Task description - Copy out the listing that follows, exact in every word, and skip the images.

Information supplied -

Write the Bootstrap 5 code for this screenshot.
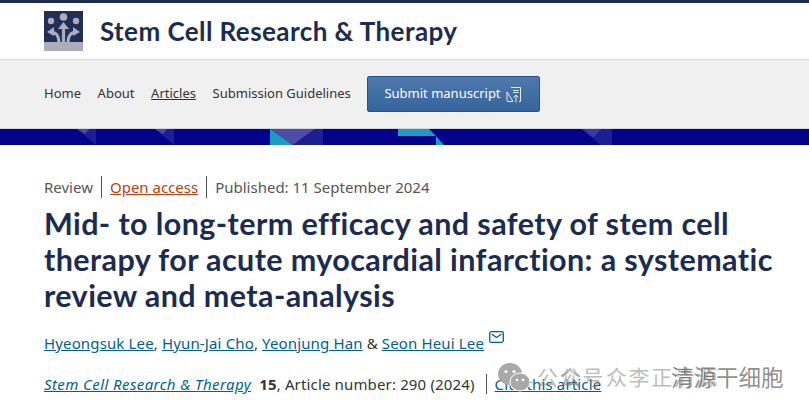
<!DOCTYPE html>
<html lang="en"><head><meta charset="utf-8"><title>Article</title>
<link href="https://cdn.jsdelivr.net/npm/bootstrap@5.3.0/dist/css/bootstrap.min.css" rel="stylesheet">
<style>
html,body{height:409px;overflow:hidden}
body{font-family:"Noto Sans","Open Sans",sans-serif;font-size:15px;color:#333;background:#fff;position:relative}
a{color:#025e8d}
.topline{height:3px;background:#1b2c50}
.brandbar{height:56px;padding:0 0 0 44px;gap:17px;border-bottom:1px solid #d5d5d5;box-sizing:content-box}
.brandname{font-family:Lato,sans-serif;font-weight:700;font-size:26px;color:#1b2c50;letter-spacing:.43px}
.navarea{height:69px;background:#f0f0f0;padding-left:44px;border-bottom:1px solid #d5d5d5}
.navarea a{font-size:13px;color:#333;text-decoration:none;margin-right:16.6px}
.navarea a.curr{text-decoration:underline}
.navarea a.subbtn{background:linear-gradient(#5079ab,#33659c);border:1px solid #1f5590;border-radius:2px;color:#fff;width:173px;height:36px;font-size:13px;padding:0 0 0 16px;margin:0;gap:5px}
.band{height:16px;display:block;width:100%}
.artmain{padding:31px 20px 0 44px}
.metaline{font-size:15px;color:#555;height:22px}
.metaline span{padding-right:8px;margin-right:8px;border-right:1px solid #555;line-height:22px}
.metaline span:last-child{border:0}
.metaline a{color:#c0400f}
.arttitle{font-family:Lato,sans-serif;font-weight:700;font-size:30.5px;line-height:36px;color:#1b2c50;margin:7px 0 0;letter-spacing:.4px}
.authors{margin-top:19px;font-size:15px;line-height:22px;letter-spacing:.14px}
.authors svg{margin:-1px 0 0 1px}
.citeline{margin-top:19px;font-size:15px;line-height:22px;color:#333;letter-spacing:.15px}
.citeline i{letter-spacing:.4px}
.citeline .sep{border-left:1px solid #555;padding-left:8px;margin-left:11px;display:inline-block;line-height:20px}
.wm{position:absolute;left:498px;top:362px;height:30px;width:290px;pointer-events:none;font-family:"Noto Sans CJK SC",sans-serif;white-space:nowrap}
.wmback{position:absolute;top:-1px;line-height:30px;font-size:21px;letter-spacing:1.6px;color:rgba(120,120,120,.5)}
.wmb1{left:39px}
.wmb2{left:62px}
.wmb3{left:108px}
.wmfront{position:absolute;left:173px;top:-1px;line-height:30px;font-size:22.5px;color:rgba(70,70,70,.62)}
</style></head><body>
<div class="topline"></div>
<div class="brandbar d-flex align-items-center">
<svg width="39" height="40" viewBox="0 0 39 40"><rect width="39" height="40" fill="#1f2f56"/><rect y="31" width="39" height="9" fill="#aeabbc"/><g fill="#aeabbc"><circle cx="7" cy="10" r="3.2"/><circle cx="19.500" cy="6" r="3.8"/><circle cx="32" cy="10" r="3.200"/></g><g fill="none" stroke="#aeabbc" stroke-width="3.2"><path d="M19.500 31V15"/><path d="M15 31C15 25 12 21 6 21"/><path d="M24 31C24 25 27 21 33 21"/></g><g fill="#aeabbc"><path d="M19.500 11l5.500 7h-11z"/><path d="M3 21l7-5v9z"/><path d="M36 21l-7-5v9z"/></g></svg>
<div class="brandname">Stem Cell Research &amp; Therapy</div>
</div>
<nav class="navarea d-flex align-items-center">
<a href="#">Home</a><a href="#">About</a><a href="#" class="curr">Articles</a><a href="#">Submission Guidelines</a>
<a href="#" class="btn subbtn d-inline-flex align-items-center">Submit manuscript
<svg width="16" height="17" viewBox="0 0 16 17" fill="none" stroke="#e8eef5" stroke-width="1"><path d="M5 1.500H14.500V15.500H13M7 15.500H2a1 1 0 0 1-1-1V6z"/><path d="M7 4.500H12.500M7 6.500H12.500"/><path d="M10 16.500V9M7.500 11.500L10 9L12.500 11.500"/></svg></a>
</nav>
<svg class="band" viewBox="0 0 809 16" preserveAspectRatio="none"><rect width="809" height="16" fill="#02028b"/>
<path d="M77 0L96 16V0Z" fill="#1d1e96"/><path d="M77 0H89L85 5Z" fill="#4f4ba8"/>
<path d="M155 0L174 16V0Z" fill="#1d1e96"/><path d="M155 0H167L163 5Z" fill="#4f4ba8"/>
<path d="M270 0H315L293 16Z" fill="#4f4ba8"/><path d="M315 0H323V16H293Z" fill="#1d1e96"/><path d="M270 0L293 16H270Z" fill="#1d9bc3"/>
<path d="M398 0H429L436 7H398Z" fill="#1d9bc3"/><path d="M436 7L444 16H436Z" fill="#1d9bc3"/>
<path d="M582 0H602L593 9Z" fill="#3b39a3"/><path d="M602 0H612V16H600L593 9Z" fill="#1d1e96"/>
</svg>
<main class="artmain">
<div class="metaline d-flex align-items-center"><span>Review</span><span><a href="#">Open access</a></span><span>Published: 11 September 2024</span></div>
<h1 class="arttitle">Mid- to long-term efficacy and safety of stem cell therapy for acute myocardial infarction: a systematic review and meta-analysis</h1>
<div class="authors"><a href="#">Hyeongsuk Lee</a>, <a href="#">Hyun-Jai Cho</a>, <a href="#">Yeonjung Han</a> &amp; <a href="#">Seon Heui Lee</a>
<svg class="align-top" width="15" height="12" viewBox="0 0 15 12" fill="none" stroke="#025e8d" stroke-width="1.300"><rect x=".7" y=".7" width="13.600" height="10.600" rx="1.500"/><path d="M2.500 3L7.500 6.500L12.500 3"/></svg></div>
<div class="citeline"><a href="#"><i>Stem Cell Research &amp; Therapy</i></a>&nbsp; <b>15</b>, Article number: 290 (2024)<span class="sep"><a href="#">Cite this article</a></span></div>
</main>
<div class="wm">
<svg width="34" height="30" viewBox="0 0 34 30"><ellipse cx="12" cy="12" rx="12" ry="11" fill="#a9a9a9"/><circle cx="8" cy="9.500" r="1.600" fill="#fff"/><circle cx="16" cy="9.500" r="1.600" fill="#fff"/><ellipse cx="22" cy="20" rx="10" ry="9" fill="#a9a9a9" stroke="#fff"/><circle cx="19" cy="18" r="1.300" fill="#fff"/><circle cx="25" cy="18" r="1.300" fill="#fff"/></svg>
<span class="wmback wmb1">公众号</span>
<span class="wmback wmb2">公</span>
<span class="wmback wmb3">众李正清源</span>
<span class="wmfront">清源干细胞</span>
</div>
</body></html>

Task solution -
Write the Bootstrap 5 code for this screenshot.
<!DOCTYPE html>
<html lang="en"><head><meta charset="utf-8"><title>Article</title>
<link href="https://cdn.jsdelivr.net/npm/bootstrap@5.3.0/dist/css/bootstrap.min.css" rel="stylesheet">
<style>
html,body{height:409px;overflow:hidden}
body{font-family:"Noto Sans","Open Sans",sans-serif;font-size:15px;color:#333;background:#fff;position:relative}
a{color:#025e8d}
.topline{height:3px;background:#1b2c50}
.brandbar{height:56px;padding:0 0 0 44px;gap:17px;border-bottom:1px solid #d5d5d5;box-sizing:content-box}
.brandname{font-family:Lato,sans-serif;font-weight:700;font-size:26px;color:#1b2c50;letter-spacing:.43px}
.navarea{height:69px;background:#f0f0f0;padding-left:44px;border-bottom:1px solid #d5d5d5}
.navarea a{font-size:13px;color:#333;text-decoration:none;margin-right:16.6px}
.navarea a.curr{text-decoration:underline}
.navarea a.subbtn{background:linear-gradient(#5079ab,#33659c);border:1px solid #1f5590;border-radius:2px;color:#fff;width:173px;height:36px;font-size:13px;padding:0 0 0 16px;margin:0;gap:5px}
.band{height:16px;display:block;width:100%}
.artmain{padding:31px 20px 0 44px}
.metaline{font-size:15px;color:#555;height:22px}
.metaline span{padding-right:8px;margin-right:8px;border-right:1px solid #555;line-height:22px}
.metaline span:last-child{border:0}
.metaline a{color:#c0400f}
.arttitle{font-family:Lato,sans-serif;font-weight:700;font-size:30.5px;line-height:36px;color:#1b2c50;margin:7px 0 0;letter-spacing:.4px}
.authors{margin-top:19px;font-size:15px;line-height:22px;letter-spacing:.14px}
.authors svg{margin:-1px 0 0 1px}
.citeline{margin-top:19px;font-size:15px;line-height:22px;color:#333;letter-spacing:.15px}
.citeline i{letter-spacing:.4px}
.citeline .sep{border-left:1px solid #555;padding-left:8px;margin-left:11px;display:inline-block;line-height:20px}
.wm{position:absolute;left:498px;top:362px;height:30px;width:290px;pointer-events:none;font-family:"Noto Sans CJK SC",sans-serif;white-space:nowrap}
.wmback{position:absolute;top:-1px;line-height:30px;font-size:21px;letter-spacing:1.6px;color:rgba(120,120,120,.5)}
.wmb1{left:39px}
.wmb2{left:62px}
.wmb3{left:108px}
.wmfront{position:absolute;left:173px;top:-1px;line-height:30px;font-size:22.5px;color:rgba(70,70,70,.62)}
</style></head><body>
<div class="topline"></div>
<div class="brandbar d-flex align-items-center">
<svg width="39" height="40" viewBox="0 0 39 40"><rect width="39" height="40" fill="#1f2f56"/><rect y="31" width="39" height="9" fill="#aeabbc"/><g fill="#aeabbc"><circle cx="7" cy="10" r="3.2"/><circle cx="19.500" cy="6" r="3.8"/><circle cx="32" cy="10" r="3.200"/></g><g fill="none" stroke="#aeabbc" stroke-width="3.2"><path d="M19.500 31V15"/><path d="M15 31C15 25 12 21 6 21"/><path d="M24 31C24 25 27 21 33 21"/></g><g fill="#aeabbc"><path d="M19.500 11l5.500 7h-11z"/><path d="M3 21l7-5v9z"/><path d="M36 21l-7-5v9z"/></g></svg>
<div class="brandname">Stem Cell Research &amp; Therapy</div>
</div>
<nav class="navarea d-flex align-items-center">
<a href="#">Home</a><a href="#">About</a><a href="#" class="curr">Articles</a><a href="#">Submission Guidelines</a>
<a href="#" class="btn subbtn d-inline-flex align-items-center">Submit manuscript
<svg width="16" height="17" viewBox="0 0 16 17" fill="none" stroke="#e8eef5" stroke-width="1"><path d="M5 1.500H14.500V15.500H13M7 15.500H2a1 1 0 0 1-1-1V6z"/><path d="M7 4.500H12.500M7 6.500H12.500"/><path d="M10 16.500V9M7.500 11.500L10 9L12.500 11.500"/></svg></a>
</nav>
<svg class="band" viewBox="0 0 809 16" preserveAspectRatio="none"><rect width="809" height="16" fill="#02028b"/>
<path d="M77 0L96 16V0Z" fill="#1d1e96"/><path d="M77 0H89L85 5Z" fill="#4f4ba8"/>
<path d="M155 0L174 16V0Z" fill="#1d1e96"/><path d="M155 0H167L163 5Z" fill="#4f4ba8"/>
<path d="M270 0H315L293 16Z" fill="#4f4ba8"/><path d="M315 0H323V16H293Z" fill="#1d1e96"/><path d="M270 0L293 16H270Z" fill="#1d9bc3"/>
<path d="M398 0H429L436 7H398Z" fill="#1d9bc3"/><path d="M436 7L444 16H436Z" fill="#1d9bc3"/>
<path d="M582 0H602L593 9Z" fill="#3b39a3"/><path d="M602 0H612V16H600L593 9Z" fill="#1d1e96"/>
</svg>
<main class="artmain">
<div class="metaline d-flex align-items-center"><span>Review</span><span><a href="#">Open access</a></span><span>Published: 11 September 2024</span></div>
<h1 class="arttitle">Mid- to long-term efficacy and safety of stem cell therapy for acute myocardial infarction: a systematic review and meta-analysis</h1>
<div class="authors"><a href="#">Hyeongsuk Lee</a>, <a href="#">Hyun-Jai Cho</a>, <a href="#">Yeonjung Han</a> &amp; <a href="#">Seon Heui Lee</a>
<svg class="align-top" width="15" height="12" viewBox="0 0 15 12" fill="none" stroke="#025e8d" stroke-width="1.300"><rect x=".7" y=".7" width="13.600" height="10.600" rx="1.500"/><path d="M2.500 3L7.500 6.500L12.500 3"/></svg></div>
<div class="citeline"><a href="#"><i>Stem Cell Research &amp; Therapy</i></a>&nbsp; <b>15</b>, Article number: 290 (2024)<span class="sep"><a href="#">Cite this article</a></span></div>
</main>
<div class="wm">
<svg width="34" height="30" viewBox="0 0 34 30"><ellipse cx="12" cy="12" rx="12" ry="11" fill="#a9a9a9"/><circle cx="8" cy="9.500" r="1.600" fill="#fff"/><circle cx="16" cy="9.500" r="1.600" fill="#fff"/><ellipse cx="22" cy="20" rx="10" ry="9" fill="#a9a9a9" stroke="#fff"/><circle cx="19" cy="18" r="1.300" fill="#fff"/><circle cx="25" cy="18" r="1.300" fill="#fff"/></svg>
<span class="wmback wmb1">公众号</span>
<span class="wmback wmb2">公</span>
<span class="wmback wmb3">众李正清源</span>
<span class="wmfront">清源干细胞</span>
</div>
</body></html>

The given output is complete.